Les entreprises québécoises du secteur de la transformation de l’aluminium sont des expertes de l’innovation par possibilités. Ne disposant pas des ressources considérables des grands producteurs d’aluminium, ces PME parviennent à apporter de nouvelles solutions sur le marché grâce à leurs capacités à adapter leurs savoir-faire.

L’innovation en aluminium a deux visages au Québec. Il y a celui, connu, des grands producteurs d’aluminium, qui déploient des projets d’envergure considérable, comme Elysis, qui doit permettre de fabriquer de l’aluminium à partir d’un procédé décarboné.

L’autre visage de l’innovation québécoise en aluminium est celui de multiples PME du secteur de la transformation, qui s’y prennent bien différemment pour mettre au point leurs trouvailles. « Ces entreprises adoptent des démarches ponctuelles, en se lançant dans des créneaux qu’elles ont bien identifiés », souligne François Racine, président d’AluQuébec, le centre québécois d’expertise et d’innovation sur l’aluminium.

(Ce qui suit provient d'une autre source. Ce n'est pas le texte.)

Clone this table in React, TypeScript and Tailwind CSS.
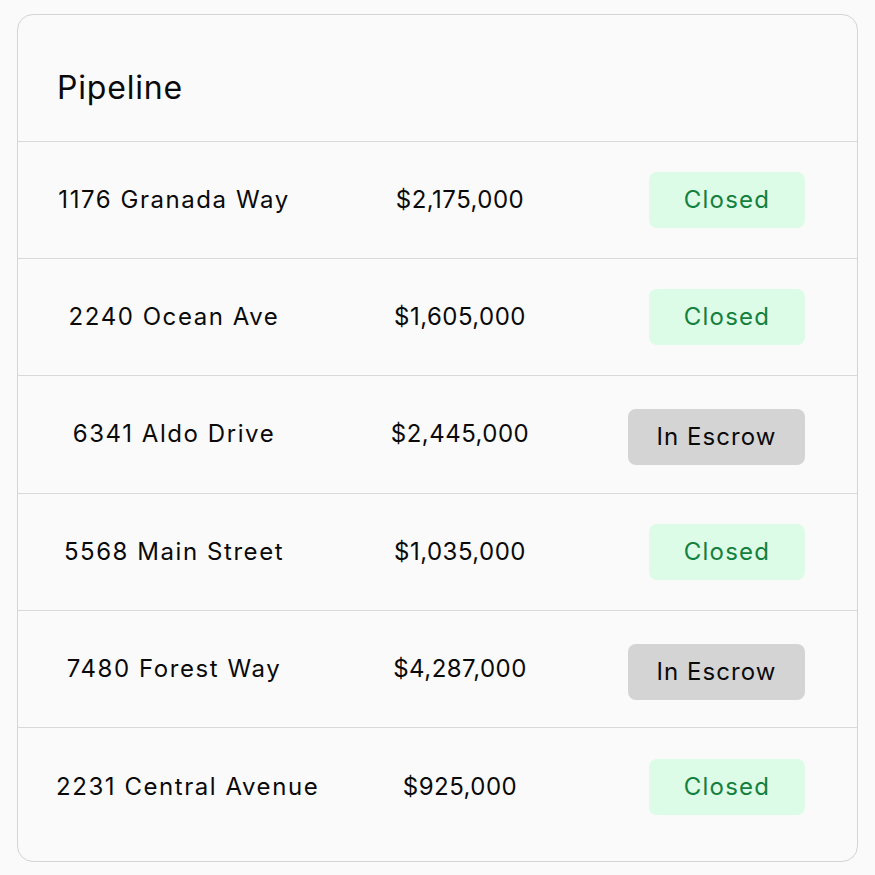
const deals = [
  { address: "1176 Granada Way", price: "$2,175,000", status: "Closed" },
  { address: "2240 Ocean Ave", price: "$1,605,000", status: "Closed" },
  { address: "6341 Aldo Drive", price: "$2,445,000", status: "In Escrow" },
  { address: "5568 Main Street", price: "$1,035,000", status: "Closed" },
  { address: "7480 Forest Way", price: "$4,287,000", status: "In Escrow" },
  { address: "2231 Central Avenue", price: "$925,000", status: "Closed" },
]

function StatusBadge({ status }: { status: string }) {
  if (status === "Closed") {
    return (
      <span className="flex h-[56px] w-[156px] items-center justify-center rounded-lg bg-[#dcfce7] tracking-[0.05em] text-[#15803d]">
        Closed
      </span>
    )
  }
  return (
    <span className="mt-[6px] flex h-[56px] w-[177px] items-center justify-center rounded-lg bg-[#d4d4d4] tracking-[0.045em] text-[#0a0a0a]">
      {status}
    </span>
  )
}

export default function App() {
  return (
    <div className="min-h-[875px] bg-[#fafafa] px-[17px] pt-[14px] font-['Inter',sans-serif] text-[#0a0a0a]">
      <div className="overflow-hidden rounded-2xl border border-[#d4d4d4] bg-[#fafafa]">
        <div className="flex h-[127px] items-center border-b border-[#d9d9d9] px-[39px] pt-[20px]">
          <h2 className="text-[32px] font-normal tracking-[0.025em]">Pipeline</h2>
        </div>
        <div className="pb-[16px]">
          {deals.map((d, i) => (
            <div
              key={d.address}
              className={
                "grid h-[117.2px] grid-cols-[312px_260px_1fr] items-center text-[24px] " +
                (i < deals.length - 1 ? "border-b border-[#d9d9d9]" : "")
              }
            >
              <div className="px-[38px] text-center whitespace-nowrap tracking-[0.065em]">{d.address}</div>
              <div className="text-center tracking-[0.02em]">{d.price}</div>
              <div className="flex justify-end pr-[52px]">
                <StatusBadge status={d.status} />
              </div>
            </div>
          ))}
        </div>
      </div>
    </div>
  )
}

PHOTO FLORIAN LEROY, COLLABORATION SPÉCIALE

François Racine, président d’AluQuébec

Maillage serré

Pour innover et séduire de nouveaux marchés, ces PME peuvent s’appuyer sur la richesse de l’écosystème québécois dans le domaine de l’aluminium. « Les centres de recherche et les programmes de financement peuvent accompagner le développement de nouveaux produits », salue François Racine. Les PME peuvent aussi s’appuyer sur l’agilité propre à leur petite taille, qui les rend capables de saisir des occasions prometteuses.

Parmi ces PME innovantes, A3 Surfaces symbolise ce type de démarche conjuguant d’importants efforts de recherche et la détection de possibilités sur des marchés autres que son marché naturel. Cette entreprise de 14 employés établie à Chicoutimi a déposé des brevets pour son traitement de surfaces antimicrobien par anodisation de l’aluminium.

Son procédé UmanProtek vise à limiter et éliminer les risques de contamination croisée des maladies bactériennes ou virales. Le marché est considérable : il suffit de penser au bénéfice d’un traitement appliqué aux poignées de porte et aux mains courantes dans les hôpitaux, aux barres d’appui dans le métro et à nombre d’objets touchés fréquemment par des personnes différentes.

L’entreprise travaille déjà pour percer le marché de l’Europe, où trois employés développent l’activité, et pour le Brésil. Son procédé suit présentement le processus réglementaire de Santé Canada en vue de pouvoir être proposé au pays.

Appliquer ailleurs son savoir-faire

Tout en suivant ce processus réglementaire rigoureux – « très long et très dispendieux », précise Myriam Auclair-Gilbert, directrice générale d’A3 Surfaces –, l’entreprise a cherché le moyen d’adapter ses savoir-faire à d’autres marchés. Et la PME chicoutimienne s’est aperçue que le traitement de surfaces par anodisation de l’aluminium intéresse de nombreuses industries telles que les secteurs de la défense, de l’aérospatiale, de l’automobile, de la photonique, de l’optique et de la télédétection par laser, aussi appelée lidar.

Ces différentes industries ont besoin de traiter des pièces en aluminium pour les rendre plus résistantes, par exemple pour être utilisées dans un aéronef, ou conformes à certaines spécifications, comme le respect du noir ultra-profond en optique. Or, A3 Surfaces sait déjà faire de tels traitements. L’entreprise a seulement dû adapter sa technologie en retirant l’aspect antimicrobien pour être en mesure de servir des clients sur de nouveaux marchés.

Comme dans le secteur de la santé, ces industries de pointe apprécient la traçabilité de la production, notamment l’automatisation qui assure le suivi des lots.

Myriam Auclair-Gilbert, directrice générale d’A3 Surfaces

La PME de Chicoutimi vient de lancer sa division A2 Surfaces, spécialisée dans le traitement de surfaces sans l’effet antimicrobien. L’anodisation permet d’appliquer une couche qui peut être aussi fine que cinq micromètres d’épaisseur, soit cinq millièmes de millimètre. L’entreprise peut ainsi exploiter à fond son usine inaugurée en 2021, qui abrite une chaîne d’anodisation automatisée et 21 bassins de traitement de surface.

Pour aborder ces nouveaux marchés, A3 Surfaces a pu compter sur le maillage serré de l’industrie de l’aluminium au Saguenay. « Tout le monde se connaît. On a tous notre rôle à jouer à différents niveaux », observe Myriam Auclair-Gilbert. « Pour chaque projet, on peut trouver de l’aide. Cela aide à monter les marches plus vite », se félicite-t-elle.